A Path Signature Framework for Detecting Creative Fatigue in Digital Advertising
Charles Shaw
[stat.AP]
This paper introduces a signature-based framework for detecting advertising creative fatigue using path signatures, a geometric representation from rough path theory. Creative fatigue – the degradation of creative effectiveness under repeated exposure – is operationally important in digital marketing because delayed detection can translate directly into avoidable opportunity cost. We reframe fatigue monitoring as a geometric change detection problem: advertising performance trajectories are embedded as paths and represented by truncated (log-)signatures, enabling detection of changes in trend, volatility, and non-linear dynamics beyond simple mean or variance shifts. We further connect statistical detection to managerial decision-making via an explicit quantification of performance loss relative to a benchmark period. Because proprietary production data cannot be released, we evaluate the proposed framework on a synthetic panel dataset designed to mimic realistic impression volumes and noisy day-to-day CTR dynamics.
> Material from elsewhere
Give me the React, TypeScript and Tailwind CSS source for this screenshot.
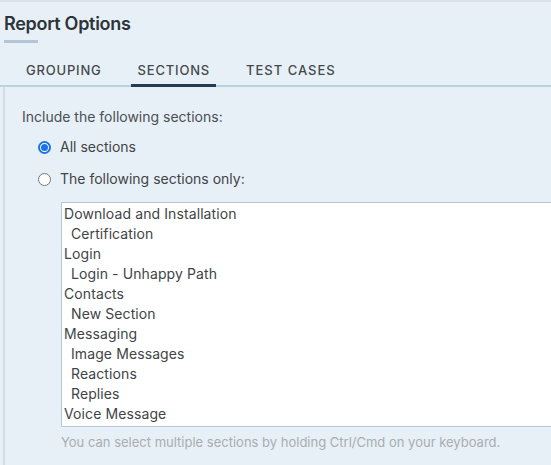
import React from "react";

const items: { label: string; indent?: boolean }[] = [
  { label: "Download and Installation" },
  { label: "Certification", indent: true },
  { label: "Login" },
  { label: "Login - Unhappy Path", indent: true },
  { label: "Contacts" },
  { label: "New Section", indent: true },
  { label: "Messaging" },
  { label: "Image Messages", indent: true },
  { label: "Reactions", indent: true },
  { label: "Replies", indent: true },
  { label: "Voice Message" },
];

export default function App() {
  return (
    <div
      className="w-[551px] h-[465px] overflow-hidden bg-[#e8f0f7] text-[#3f4448] border-t-2 border-[#dde3e8]"
      style={{ fontFamily: "Inter, Roboto, 'Liberation Sans', sans-serif" }}
    >
      <div className="pl-[4px] pt-[10px]">
        <h1 className="text-[18px] font-semibold leading-[24px] text-[#2d3338] tracking-[-0.3px]">Report Options</h1>
        <div className="mt-[4px] w-[34px] h-[3px] bg-[#b3c5d6]" />
      </div>
      <div className="flex mt-[18px] border-b-2 border-[#b9d2de] pl-[26px] gap-[36px] text-[13px] tracking-[0.8px] font-medium text-[#45494d]">
        <div className="pt-[1px] pb-[6px] leading-[17px]">GROUPING</div>
        <div className="relative pt-[1px] pb-[6px] leading-[17px]">
          SECTIONS
          <div className="absolute left-[-7px] right-[-6px] bottom-[-2px] h-[3px] bg-[#243b53]" />
        </div>
        <div className="pt-[1px] pb-[6px] leading-[17px] tracking-[1px]">TEST CASES</div>
      </div>
      <div className="ml-[3px] border-l-2 border-[#d5dce2] h-full pl-[17px] pt-[21px] text-[14px]">
        <div className="leading-[18px] text-[#4a4f54]">Include the following sections:</div>
        <div className="mt-[11px] ml-[16px] flex items-center gap-[9px] leading-[20px]">
          <span className="w-[13px] h-[13px] rounded-full border-2 border-[#1a73e8] flex items-center justify-center bg-white">
            <span className="w-[7px] h-[7px] rounded-full bg-[#1a73e8]" />
          </span>
          <span>All sections</span>
        </div>
        <div className="mt-[12px] ml-[16px] flex items-center gap-[9px] leading-[20px]">
          <span className="w-[13px] h-[13px] rounded-full border border-[#767676] bg-white" />
          <span>The following sections only:</span>
        </div>
        <div className="mt-[13px] ml-[39px] w-[520px] h-[225px] bg-white border border-[#b3c9db] pt-[1px] pl-[2px] text-[14px] tracking-[0.1px]">
          {items.map((it) => (
            <div key={it.label} className={`leading-[20px] text-[#404448] ${it.indent ? "pl-[7px]" : ""}`}>
              {it.label}
            </div>
          ))}
        </div>
        <div className="mt-[7px] ml-[39px] text-[13px] text-[#a9adb1] leading-[16px]">
          You can select multiple sections by holding Ctrl/Cmd on your keyboard.
        </div>
      </div>
    </div>
  );
}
We define observed CTR as the realised binomial rate $CTR_t := C_t/I_t$ using daily clicks $C_t$ and impressions $I_t$. The accompanying CSV also contains a pre-computed CTR field (e.g., due to rounding or upstream derivation), but all modelling and evaluation in this paper use $C_t/I_t$. Crucially, the dataset does not include injected changepoints; we therefore define an operational ground truth for ``fatigue onset’’ based on a noise-robust CTR estimate and a sustained deterioration relative to a recent-best baseline. We report lead-time (early warning) and alert-burden metrics under this operational definition, and provide a sensitivity analysis over the detector’s primary tuning parameters. The methodology scales linearly in time-series length for fixed signature depth and is suitable for monitoring large creative portfolios.